## begin Material provided
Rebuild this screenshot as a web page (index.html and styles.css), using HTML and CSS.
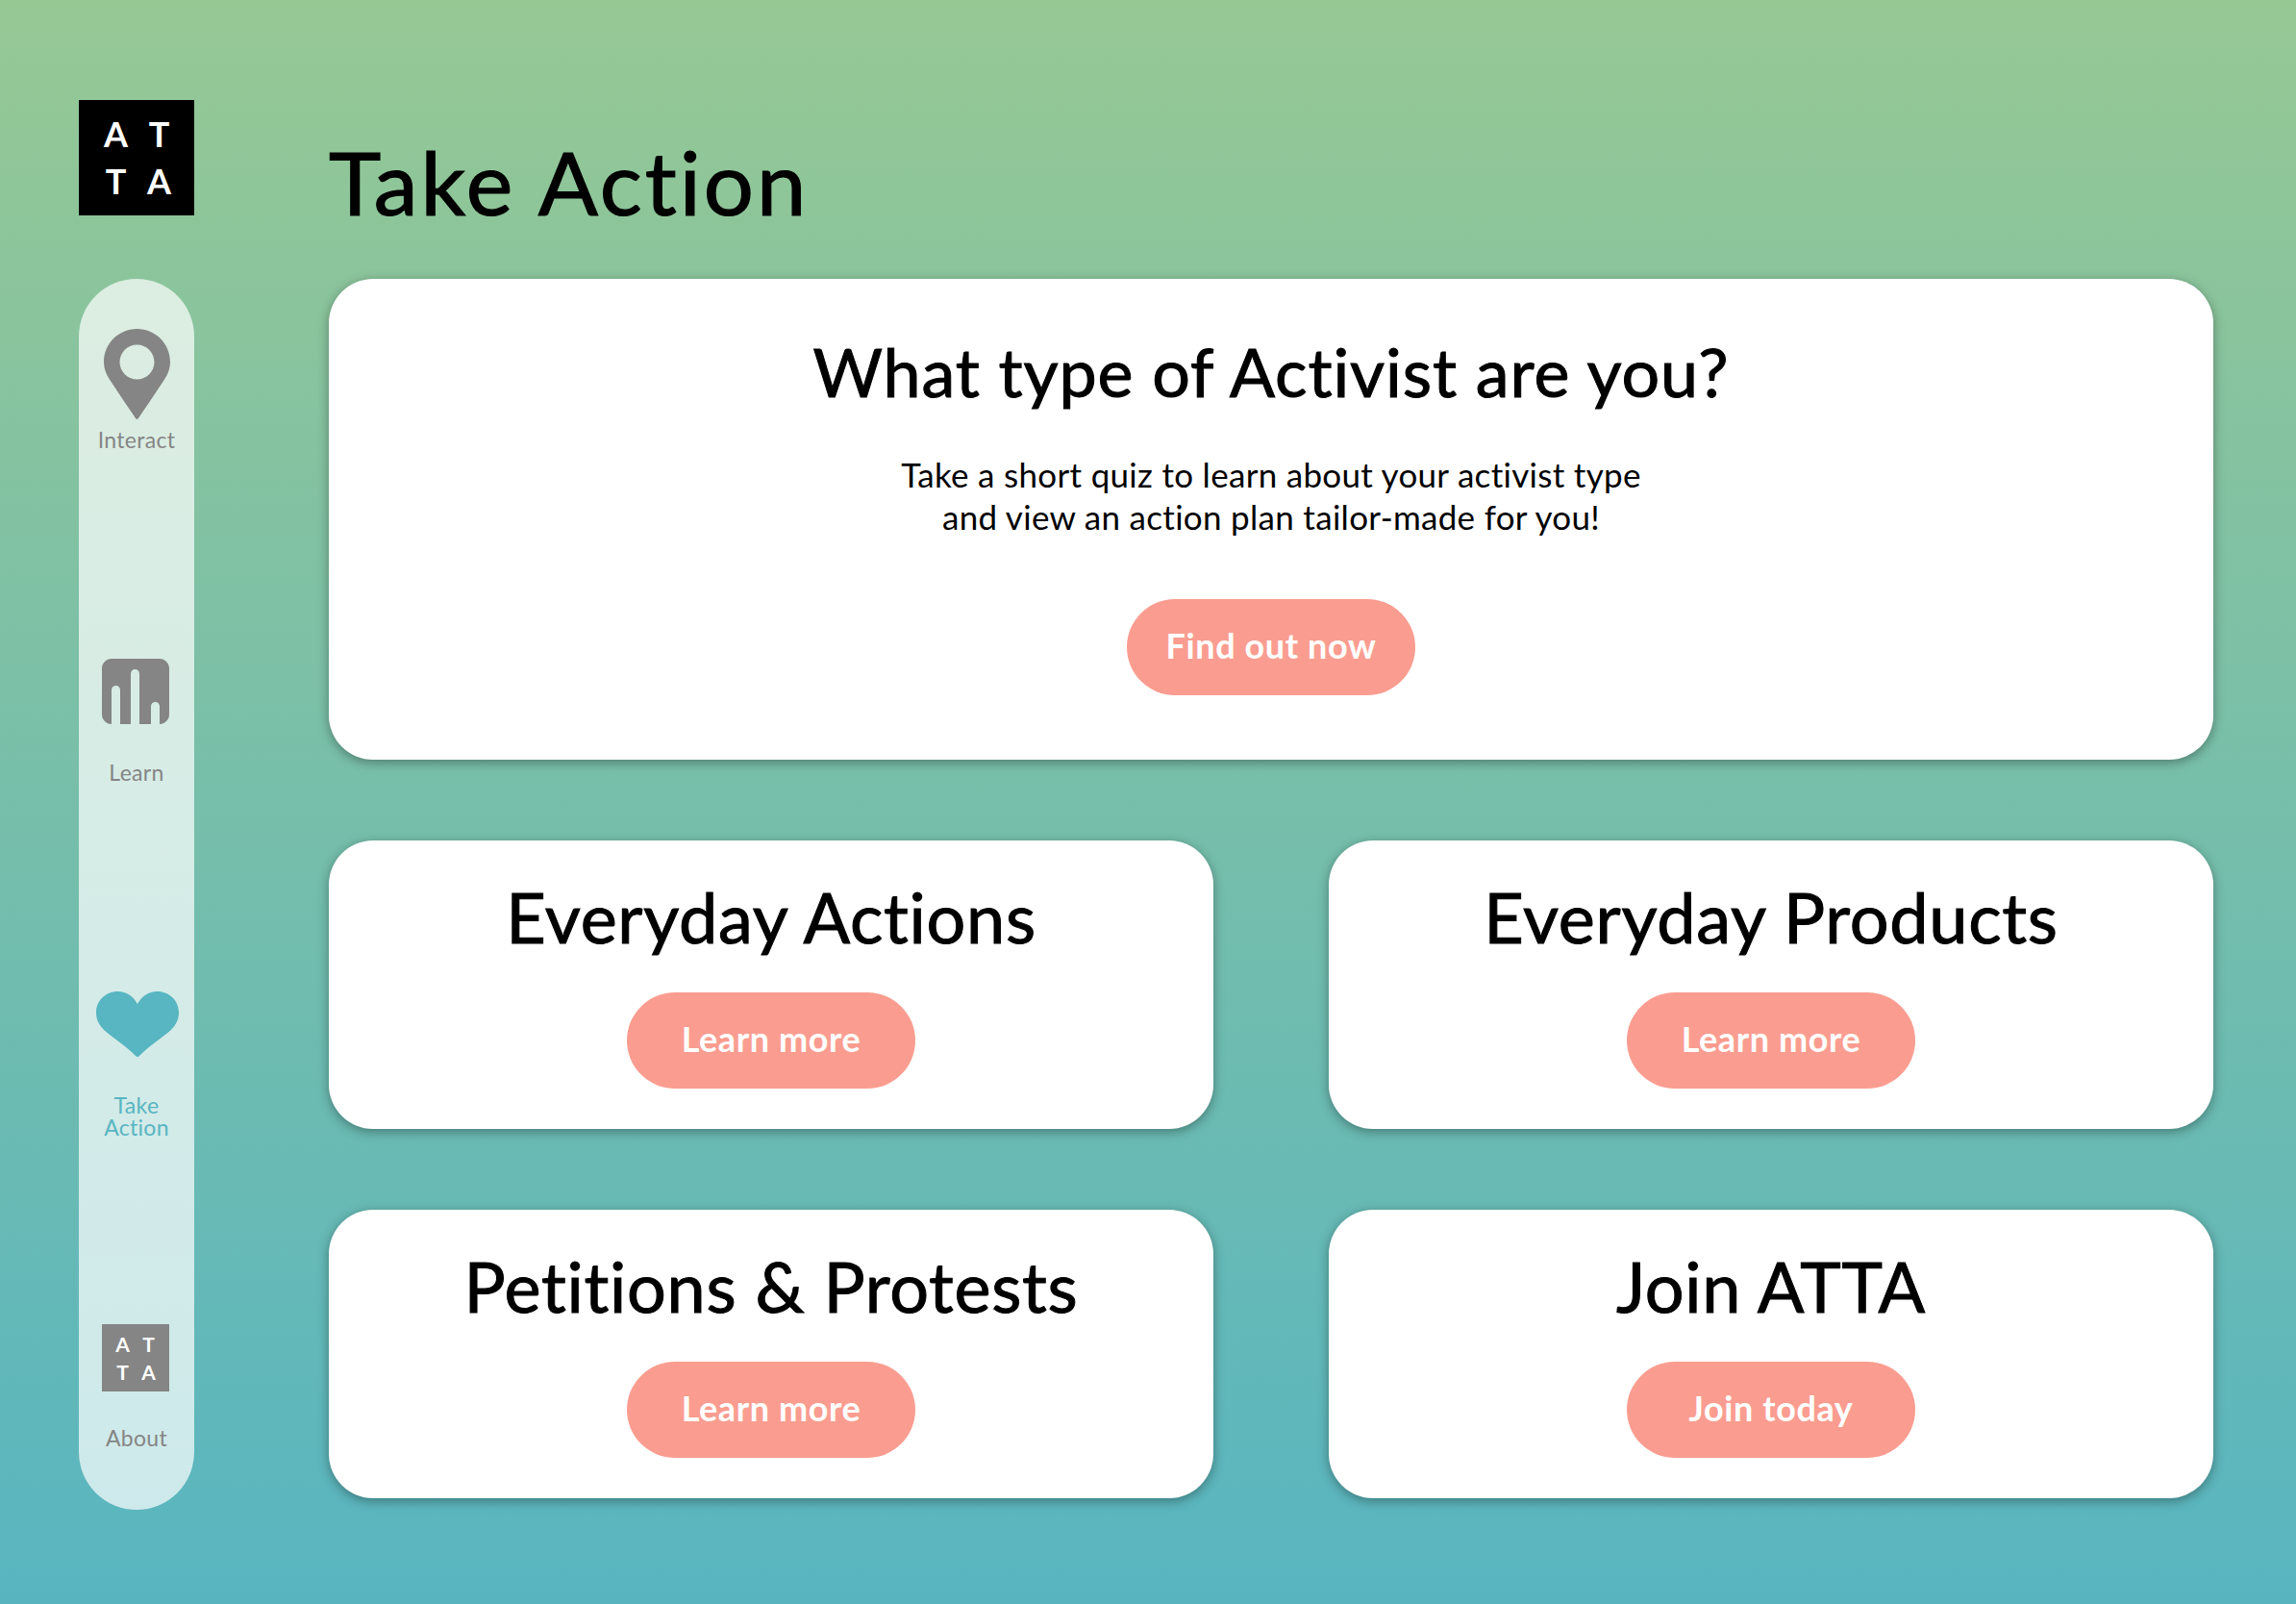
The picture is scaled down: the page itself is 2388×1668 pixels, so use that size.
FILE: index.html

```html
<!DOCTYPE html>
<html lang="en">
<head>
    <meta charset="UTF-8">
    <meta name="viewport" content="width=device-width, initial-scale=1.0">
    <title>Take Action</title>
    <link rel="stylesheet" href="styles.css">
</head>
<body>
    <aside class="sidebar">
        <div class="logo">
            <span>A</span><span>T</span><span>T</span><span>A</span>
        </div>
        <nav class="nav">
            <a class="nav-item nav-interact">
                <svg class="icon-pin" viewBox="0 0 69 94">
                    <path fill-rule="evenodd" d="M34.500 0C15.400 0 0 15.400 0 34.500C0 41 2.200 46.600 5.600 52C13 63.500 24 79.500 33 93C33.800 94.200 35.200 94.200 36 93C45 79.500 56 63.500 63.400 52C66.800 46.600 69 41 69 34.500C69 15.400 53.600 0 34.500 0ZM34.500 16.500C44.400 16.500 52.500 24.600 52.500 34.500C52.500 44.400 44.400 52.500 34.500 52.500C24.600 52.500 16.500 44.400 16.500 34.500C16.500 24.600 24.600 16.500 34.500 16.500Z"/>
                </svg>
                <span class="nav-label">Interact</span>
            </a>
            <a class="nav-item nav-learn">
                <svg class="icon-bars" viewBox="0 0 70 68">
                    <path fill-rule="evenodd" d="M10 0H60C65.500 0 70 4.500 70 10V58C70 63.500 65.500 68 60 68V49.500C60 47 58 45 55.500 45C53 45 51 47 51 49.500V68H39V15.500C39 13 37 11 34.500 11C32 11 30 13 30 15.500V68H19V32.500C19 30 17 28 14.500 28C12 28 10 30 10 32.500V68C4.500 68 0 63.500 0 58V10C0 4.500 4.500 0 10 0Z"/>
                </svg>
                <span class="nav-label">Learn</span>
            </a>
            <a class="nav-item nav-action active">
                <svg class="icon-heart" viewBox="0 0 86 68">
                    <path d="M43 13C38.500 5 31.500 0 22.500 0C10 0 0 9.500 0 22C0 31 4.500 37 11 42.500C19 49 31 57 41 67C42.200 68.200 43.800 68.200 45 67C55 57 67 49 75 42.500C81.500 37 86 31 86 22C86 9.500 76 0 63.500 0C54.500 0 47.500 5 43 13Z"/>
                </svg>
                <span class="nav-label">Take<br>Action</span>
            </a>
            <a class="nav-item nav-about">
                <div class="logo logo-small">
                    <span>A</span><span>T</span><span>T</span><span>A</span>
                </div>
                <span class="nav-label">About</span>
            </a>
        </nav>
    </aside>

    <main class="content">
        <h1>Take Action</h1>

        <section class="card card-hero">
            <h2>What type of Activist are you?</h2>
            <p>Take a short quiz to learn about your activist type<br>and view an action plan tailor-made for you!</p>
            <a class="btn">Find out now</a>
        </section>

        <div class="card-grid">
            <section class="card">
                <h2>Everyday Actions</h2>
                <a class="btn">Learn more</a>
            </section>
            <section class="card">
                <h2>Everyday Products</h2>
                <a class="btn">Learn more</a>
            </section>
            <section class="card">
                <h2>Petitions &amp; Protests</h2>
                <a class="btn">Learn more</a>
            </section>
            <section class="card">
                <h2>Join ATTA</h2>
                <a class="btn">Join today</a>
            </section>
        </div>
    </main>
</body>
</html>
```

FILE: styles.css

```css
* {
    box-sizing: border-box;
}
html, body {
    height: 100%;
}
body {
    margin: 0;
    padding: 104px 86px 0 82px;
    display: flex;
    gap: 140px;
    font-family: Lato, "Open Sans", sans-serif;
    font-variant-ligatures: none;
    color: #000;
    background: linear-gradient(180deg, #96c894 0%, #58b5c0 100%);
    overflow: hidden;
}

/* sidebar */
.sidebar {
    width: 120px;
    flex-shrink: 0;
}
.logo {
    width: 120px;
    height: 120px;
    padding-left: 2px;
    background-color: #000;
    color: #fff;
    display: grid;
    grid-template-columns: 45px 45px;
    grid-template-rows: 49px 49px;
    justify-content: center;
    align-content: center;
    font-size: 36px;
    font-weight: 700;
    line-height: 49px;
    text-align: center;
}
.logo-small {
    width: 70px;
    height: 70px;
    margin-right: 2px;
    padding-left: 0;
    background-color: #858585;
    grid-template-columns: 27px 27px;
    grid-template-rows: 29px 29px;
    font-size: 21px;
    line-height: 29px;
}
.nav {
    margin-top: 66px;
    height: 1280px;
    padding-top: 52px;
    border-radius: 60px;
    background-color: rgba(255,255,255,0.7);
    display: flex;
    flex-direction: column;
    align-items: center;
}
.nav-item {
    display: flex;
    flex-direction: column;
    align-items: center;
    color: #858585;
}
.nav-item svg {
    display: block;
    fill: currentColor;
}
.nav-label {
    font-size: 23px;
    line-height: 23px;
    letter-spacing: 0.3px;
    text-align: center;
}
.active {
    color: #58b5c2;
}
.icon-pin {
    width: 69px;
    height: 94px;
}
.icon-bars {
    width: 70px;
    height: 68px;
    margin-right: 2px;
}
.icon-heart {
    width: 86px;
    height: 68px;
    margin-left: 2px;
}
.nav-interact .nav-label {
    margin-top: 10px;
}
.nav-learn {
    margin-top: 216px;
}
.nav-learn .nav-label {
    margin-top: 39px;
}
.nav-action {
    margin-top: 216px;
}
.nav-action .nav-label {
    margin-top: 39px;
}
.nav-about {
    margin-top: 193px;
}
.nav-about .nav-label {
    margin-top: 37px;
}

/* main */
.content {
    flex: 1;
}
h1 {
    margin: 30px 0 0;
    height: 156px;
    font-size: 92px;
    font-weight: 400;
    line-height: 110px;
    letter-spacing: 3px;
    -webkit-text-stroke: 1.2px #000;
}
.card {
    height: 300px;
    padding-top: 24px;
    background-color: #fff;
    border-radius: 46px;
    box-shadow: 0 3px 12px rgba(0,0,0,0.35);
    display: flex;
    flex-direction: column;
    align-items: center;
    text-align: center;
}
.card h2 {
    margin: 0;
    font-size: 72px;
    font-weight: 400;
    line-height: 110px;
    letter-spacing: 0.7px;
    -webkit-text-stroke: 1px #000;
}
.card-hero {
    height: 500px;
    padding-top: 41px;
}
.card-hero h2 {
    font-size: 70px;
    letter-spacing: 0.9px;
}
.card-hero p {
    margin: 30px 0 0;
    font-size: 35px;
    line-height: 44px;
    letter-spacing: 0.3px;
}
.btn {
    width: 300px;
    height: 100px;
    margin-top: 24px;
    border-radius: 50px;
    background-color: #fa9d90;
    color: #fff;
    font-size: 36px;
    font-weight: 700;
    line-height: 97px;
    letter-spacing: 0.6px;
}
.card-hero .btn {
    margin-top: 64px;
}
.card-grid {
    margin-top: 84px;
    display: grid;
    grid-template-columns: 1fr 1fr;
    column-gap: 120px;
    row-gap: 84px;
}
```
## end Material provided
## Task to complete
Copy out the data above exactly, except the pictures.

## Correct answer
Rebuild this screenshot as a web page (index.html and styles.css), using HTML and CSS.
The picture is scaled down: the page itself is 2388×1668 pixels, so use that size.
FILE: index.html

```html
<!DOCTYPE html>
<html lang="en">
<head>
    <meta charset="UTF-8">
    <meta name="viewport" content="width=device-width, initial-scale=1.0">
    <title>Take Action</title>
    <link rel="stylesheet" href="styles.css">
</head>
<body>
    <aside class="sidebar">
        <div class="logo">
            <span>A</span><span>T</span><span>T</span><span>A</span>
        </div>
        <nav class="nav">
            <a class="nav-item nav-interact">
                <svg class="icon-pin" viewBox="0 0 69 94">
                    <path fill-rule="evenodd" d="M34.500 0C15.400 0 0 15.400 0 34.500C0 41 2.200 46.600 5.600 52C13 63.500 24 79.500 33 93C33.800 94.200 35.200 94.200 36 93C45 79.500 56 63.500 63.400 52C66.800 46.600 69 41 69 34.500C69 15.400 53.600 0 34.500 0ZM34.500 16.500C44.400 16.500 52.500 24.600 52.500 34.500C52.500 44.400 44.400 52.500 34.500 52.500C24.600 52.500 16.500 44.400 16.500 34.500C16.500 24.600 24.600 16.500 34.500 16.500Z"/>
                </svg>
                <span class="nav-label">Interact</span>
            </a>
            <a class="nav-item nav-learn">
                <svg class="icon-bars" viewBox="0 0 70 68">
                    <path fill-rule="evenodd" d="M10 0H60C65.500 0 70 4.500 70 10V58C70 63.500 65.500 68 60 68V49.500C60 47 58 45 55.500 45C53 45 51 47 51 49.500V68H39V15.500C39 13 37 11 34.500 11C32 11 30 13 30 15.500V68H19V32.500C19 30 17 28 14.500 28C12 28 10 30 10 32.500V68C4.500 68 0 63.500 0 58V10C0 4.500 4.500 0 10 0Z"/>
                </svg>
                <span class="nav-label">Learn</span>
            </a>
            <a class="nav-item nav-action active">
                <svg class="icon-heart" viewBox="0 0 86 68">
                    <path d="M43 13C38.500 5 31.500 0 22.500 0C10 0 0 9.500 0 22C0 31 4.500 37 11 42.500C19 49 31 57 41 67C42.200 68.200 43.800 68.200 45 67C55 57 67 49 75 42.500C81.500 37 86 31 86 22C86 9.500 76 0 63.500 0C54.500 0 47.500 5 43 13Z"/>
                </svg>
                <span class="nav-label">Take<br>Action</span>
            </a>
            <a class="nav-item nav-about">
                <div class="logo logo-small">
                    <span>A</span><span>T</span><span>T</span><span>A</span>
                </div>
                <span class="nav-label">About</span>
            </a>
        </nav>
    </aside>

    <main class="content">
        <h1>Take Action</h1>

        <section class="card card-hero">
            <h2>What type of Activist are you?</h2>
            <p>Take a short quiz to learn about your activist type<br>and view an action plan tailor-made for you!</p>
            <a class="btn">Find out now</a>
        </section>

        <div class="card-grid">
            <section class="card">
                <h2>Everyday Actions</h2>
                <a class="btn">Learn more</a>
            </section>
            <section class="card">
                <h2>Everyday Products</h2>
                <a class="btn">Learn more</a>
            </section>
            <section class="card">
                <h2>Petitions &amp; Protests</h2>
                <a class="btn">Learn more</a>
            </section>
            <section class="card">
                <h2>Join ATTA</h2>
                <a class="btn">Join today</a>
            </section>
        </div>
    </main>
</body>
</html>
```

FILE: styles.css

```css
* {
    box-sizing: border-box;
}
html, body {
    height: 100%;
}
body {
    margin: 0;
    padding: 104px 86px 0 82px;
    display: flex;
    gap: 140px;
    font-family: Lato, "Open Sans", sans-serif;
    font-variant-ligatures: none;
    color: #000;
    background: linear-gradient(180deg, #96c894 0%, #58b5c0 100%);
    overflow: hidden;
}

/* sidebar */
.sidebar {
    width: 120px;
    flex-shrink: 0;
}
.logo {
    width: 120px;
    height: 120px;
    padding-left: 2px;
    background-color: #000;
    color: #fff;
    display: grid;
    grid-template-columns: 45px 45px;
    grid-template-rows: 49px 49px;
    justify-content: center;
    align-content: center;
    font-size: 36px;
    font-weight: 700;
    line-height: 49px;
    text-align: center;
}
.logo-small {
    width: 70px;
    height: 70px;
    margin-right: 2px;
    padding-left: 0;
    background-color: #858585;
    grid-template-columns: 27px 27px;
    grid-template-rows: 29px 29px;
    font-size: 21px;
    line-height: 29px;
}
.nav {
    margin-top: 66px;
    height: 1280px;
    padding-top: 52px;
    border-radius: 60px;
    background-color: rgba(255,255,255,0.7);
    display: flex;
    flex-direction: column;
    align-items: center;
}
.nav-item {
    display: flex;
    flex-direction: column;
    align-items: center;
    color: #858585;
}
.nav-item svg {
    display: block;
    fill: currentColor;
}
.nav-label {
    font-size: 23px;
    line-height: 23px;
    letter-spacing: 0.3px;
    text-align: center;
}
.active {
    color: #58b5c2;
}
.icon-pin {
    width: 69px;
    height: 94px;
}
.icon-bars {
    width: 70px;
    height: 68px;
    margin-right: 2px;
}
.icon-heart {
    width: 86px;
    height: 68px;
    margin-left: 2px;
}
.nav-interact .nav-label {
    margin-top: 10px;
}
.nav-learn {
    margin-top: 216px;
}
.nav-learn .nav-label {
    margin-top: 39px;
}
.nav-action {
    margin-top: 216px;
}
.nav-action .nav-label {
    margin-top: 39px;
}
.nav-about {
    margin-top: 193px;
}
.nav-about .nav-label {
    margin-top: 37px;
}

/* main */
.content {
    flex: 1;
}
h1 {
    margin: 30px 0 0;
    height: 156px;
    font-size: 92px;
    font-weight: 400;
    line-height: 110px;
    letter-spacing: 3px;
    -webkit-text-stroke: 1.2px #000;
}
.card {
    height: 300px;
    padding-top: 24px;
    background-color: #fff;
    border-radius: 46px;
    box-shadow: 0 3px 12px rgba(0,0,0,0.35);
    display: flex;
    flex-direction: column;
    align-items: center;
    text-align: center;
}
.card h2 {
    margin: 0;
    font-size: 72px;
    font-weight: 400;
    line-height: 110px;
    letter-spacing: 0.7px;
    -webkit-text-stroke: 1px #000;
}
.card-hero {
    height: 500px;
    padding-top: 41px;
}
.card-hero h2 {
    font-size: 70px;
    letter-spacing: 0.9px;
}
.card-hero p {
    margin: 30px 0 0;
    font-size: 35px;
    line-height: 44px;
    letter-spacing: 0.3px;
}
.btn {
    width: 300px;
    height: 100px;
    margin-top: 24px;
    border-radius: 50px;
    background-color: #fa9d90;
    color: #fff;
    font-size: 36px;
    font-weight: 700;
    line-height: 97px;
    letter-spacing: 0.6px;
}
.card-hero .btn {
    margin-top: 64px;
}
.card-grid {
    margin-top: 84px;
    display: grid;
    grid-template-columns: 1fr 1fr;
    column-gap: 120px;
    row-gap: 84px;
}
```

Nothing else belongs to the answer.